Subject to his birth, tethered by Claudius, and bound by the ghost, Hamlet is obsessed with the idea of freedom, with the dignity that resides in being master of oneself. One must not be “passion's slave,” a “pipe for Fortune's finger / To sound what stop she please” (III.ii.72-74)—nor for that matter a pipe for men to play. The first three acts are largely concerned with the attempts of Claudius and Hamlet to play upon each other, the king principally through Rosencrantz and Guildenstern, Hamlet through The Mousetrap. It is Hamlet who succeeds, plucking at last the heart of Claudius' mystery, pressing the king to the point where he loses his self-control and rises in a passion, calling for light. “Dids't perceive?” Hamlet asks, and Horatio replies: “I did very well note him” (III.ii.293, 296). I should like to see a musical pun in Horatio's word “note,” but perhaps it is far-fetched. At any rate, Hamlet's immediate response is to call for music, for the recorders to be brought, as if he thinks to reenact symbolically his triumph over the king. What follows is the “recorder scene” in which Rosencrantz and Guildenstern once again fail with Hamlet precisely where he has succeeded with the king:

Why, look you now, how unworthy a thing you make of me! You would play upon me; you would seem to know my stops; you would pluck out the heart of my mystery; you would sound me from my lowest note to the top of my compass; and there is much music, excellent voice, in this little organ, yet cannot you make it speak. 'Sblood, do you think I am easier to be played on than a pipe? Call me what instrument you will, though you can fret me, you cannot play upon me.

(III.ii.371-80)

Immediately after speaking this, Hamlet turns to Polonius, who has just entered, and leads the old courtier through the game of cloud shapes, making him see the cloud first as a camel, then as a weasel, and finally as a whale. Though Claudius and his instruments cannot play upon him, Hamlet is contemptuously demonstrating that he can make any of them sound what tune he pleases.

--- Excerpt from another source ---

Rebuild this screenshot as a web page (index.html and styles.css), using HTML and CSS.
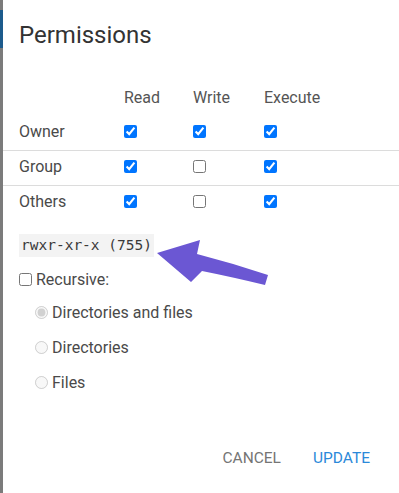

Hamlet's disdain for anyone who will allow himself to be made an instrument perhaps suggests his bitter suspicion that he, too, is a kind of pipe. One of the most interesting of the bonds imposed upon Hamlet is, it seems to me, presented in theatrical terms. Putting it baldly and exaggerating somewhat for the sake of clarity, one might say that Hamlet discovers that life is a poor play, that he finds himself compelled to play a part in a drama that offends his sense of his own worth. Hamlet is made to sound a tune that is not his own, the whirling and passionate music of the conventional revenger, a stock character familiar to the Elizabethans under a host of names, including Kyd's Hieronimo, his Hamlet, and Shakespeare's own Titus Andronicus. The role of revenger is thrust upon Hamlet by the ghost, and once again it is profoundly ironic that the figure who represents the dignity of man should be the agent for casting his son in a limited, hackneyed, and debasing role. That Hamlet should be constrained to play a role at all is a restriction of his freedom, but that it should be this particular, vulgar role is especially degrading.

Lest I should seem to be refashioning Shakespeare in the modern image of Pirandello, let me recall at this point that he is a remarkably self-conscious playwright, one who delights in such reflexive devices as the play within the play, the character who is either consciously or unconsciously an actor, or the great set speech on that favorite theme of how all the world is a stage.2 Of all Shakespeare's plays perhaps the most reflexive, the most dramatically self-conscious, is Hamlet. This is possibly due in part to the circumstance not unprecedented but still rather special that Shakespeare is here reworking a well-known, even perhaps notorious, earlier play, a circumstance which permits him to play off his own tragedy and his own protagonist against his audience's knowledge of Kyd's Hamlet. In any case, the self-consciousness of Shakespeare's Hamlet is evident. Here the play within the play is not merely a crucial element in the plot but a central figure in the theme. Here Shakespeare actually introduces a troop of professional actors to discuss their art and give us examples of their skill onstage. Here even a figure like Polonius has had some experience on the boards, acting Julius Caesar to a university audience, and nearly every character in the play from the ghost to the king is at some time or other seen metaphorically as an actor. So pervasive is the play's concern with theater that, as many critics since Maynard Mack have noted, simple terms like “show,” “act,” “play,” and “perform” seem drawn towards their specifically theatrical meanings even when they occur in neutral contexts.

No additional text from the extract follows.